Si comme le constate O. Douville « l’exclusion (…) vaut comme paradigme d’un sujet en décalage» (1999), alors la question de l’incongruité de son interlocuteur est elle aussi paradigmatique de l’interaction qui dénature la fonction thérapeutique ordinaire.

A cause de cet écart, nous sommes tourmentée par le sens de nos réactions, par ce qui se mobilise en nous face à lui, par le fondement de notre bienveillance et la réalité de notre tolérance. Nous apercevons le danger de prendre, à notre compte, la place de bourreau qu'il sait si bien solliciter, comme un censeur de plus. Cette dimension, attisée lorsqu'il est particulièrement hermétique, inintelligible et opposé, épuise notre énergie psychique, nous plonge dans la confusion, le doute et la désespérance à nous sentir enfin un thérapeute compétent. Face à l'accusation plurielle de mensonge, de vol, de dégradation, de haine, il fait en sorte d'ajouter notre voix à la complainte générale contre lui ; ce faisant, il finit par retourner la culpabilité sur nous, nous invitant à partager, puis à endosser ce qui pèse sur lui. De manière générale, on peut penser que l'affect silencieux d'humiliation, dont il se dégage sur nous avec fracas, figure une des formes d'empiétements subis tacitement.

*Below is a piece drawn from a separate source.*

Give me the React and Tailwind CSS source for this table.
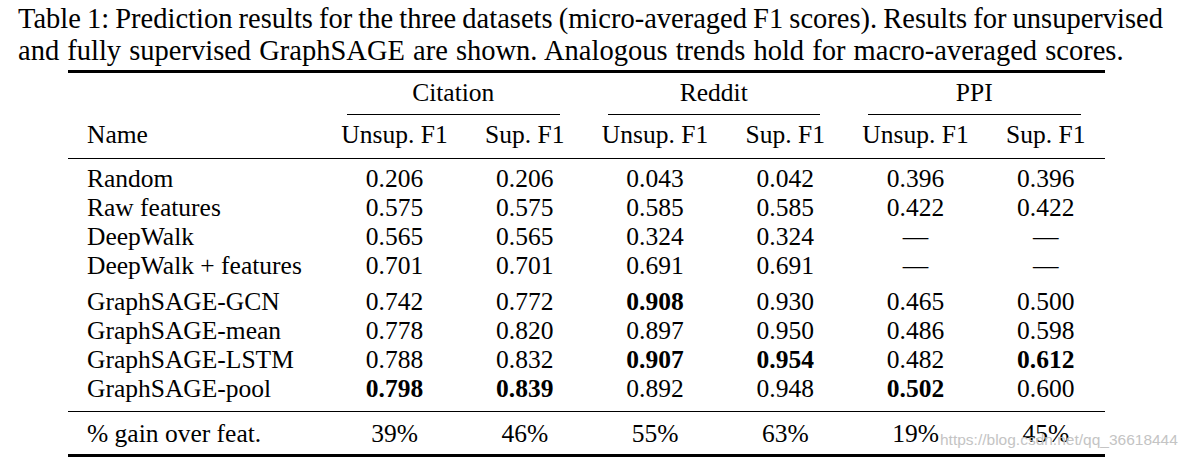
import React from "react";

const cols = "grid grid-cols-[255px_143px_117.5px_143px_117.5px_143px_117.5px]";

const groups = ["Citation", "Reddit", "PPI"];

const baseRows = [
  ["Random", "0.206", "0.206", "0.043", "0.042", "0.396", "0.396"],
  ["Raw features", "0.575", "0.575", "0.585", "0.585", "0.422", "0.422"],
  ["DeepWalk", "0.565", "0.565", "0.324", "0.324", "—", "—"],
  ["DeepWalk + features", "0.701", "0.701", "0.691", "0.691", "—", "—"],
];

// bold cells are marked with a leading "*"
const sageRows = [
  ["GraphSAGE-GCN", "0.742", "0.772", "*0.908", "0.930", "0.465", "0.500"],
  ["GraphSAGE-mean", "0.778", "0.820", "0.897", "0.950", "0.486", "0.598"],
  ["GraphSAGE-LSTM", "0.788", "0.832", "*0.907", "*0.954", "0.482", "*0.612"],
  ["GraphSAGE-pool", "*0.798", "*0.839", "0.892", "0.948", "*0.502", "0.600"],
];

function Row({ cells }) {
  return (
    <div className={`${cols} leading-[29px]`}>
      <div className="pl-[19px] whitespace-nowrap">{cells[0]}</div>
      {cells.slice(1).map((c, i) => {
        const bold = c.startsWith("*");
        return (
          <div key={i} className={`text-center ${bold ? "font-bold" : ""}`}>
            {bold ? c.slice(1) : c}
          </div>
        );
      })}
    </div>
  );
}

export default function App() {
  return (
    <div className="relative w-[1185px] h-[461px] overflow-hidden bg-white text-black font-['Liberation_Serif',serif]">
      <div className="pt-[3px] pl-[18px] text-[28.5px] leading-[32px]">
        <div className="w-[1145px] whitespace-nowrap text-justify [text-align-last:justify] [word-spacing:-2px]">
          Table 1: Prediction results for the three datasets (micro-averaged F1 scores). Results for unsupervised
        </div>
        <div className="whitespace-nowrap [word-spacing:1px]">
          and fully supervised GraphSAGE are shown. Analogous trends hold for macro-averaged scores.
        </div>
      </div>

      <div className="ml-[68px] mt-[3px] w-[1037px] text-[25.5px]">
        <div className="h-[3px] bg-black" />

        <div className={`${cols} pt-[5px] leading-[29px]`}>
          <div />
          {groups.map((g) => (
            <div key={g} className="col-span-2 flex flex-col">
              <div className="text-center">{g}</div>
              <div className="mx-[24px] mt-[7px] h-px bg-black" />
            </div>
          ))}
        </div>

        <div className={`${cols} mt-[5px] leading-[29px]`}>
          <div className="pl-[19px]">Name</div>
          {groups.map((g) => (
            <React.Fragment key={g}>
              <div className="text-center">Unsup. F1</div>
              <div className="text-center">Sup. F1</div>
            </React.Fragment>
          ))}
        </div>

        <div className="mt-[9px] h-px bg-black" />

        <div className="mt-[5px]">
          {baseRows.map((r) => (
            <Row key={r[0]} cells={r} />
          ))}
        </div>

        <div className="mt-[7px]">
          {sageRows.map((r) => (
            <Row key={r[0]} cells={r} />
          ))}
        </div>

        <div className="mt-[8px] h-px bg-black" />

        <div className="mt-[7px]">
          <Row cells={["% gain over feat.", "39%", "46%", "55%", "63%", "19%", "45%"]} />
        </div>

        <div className="mt-[6px] h-[3px] bg-black" />
      </div>

      <div className="absolute left-[940px] top-[431px] text-[15.5px] leading-[18px] text-[#c4c4c4] font-['Liberation_Sans',sans-serif] whitespace-nowrap">
        https://blog.csdn.net/qq_36618444
      </div>
    </div>
  );
}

Pour conclure, il paraît pertinent de noter le passage nécessaire par des éprouvés personnels, d'abord du registre sensori- corporel ; ceux-ci pourraient s'entendre comme l'expression indirecte de la vie psychique de Boris, informelle et indicible. Notre corps paraît donc être utilisé comme le creuset de l'expression de la subjectivité de l'enfant, préalable à une symbolisation secondaire.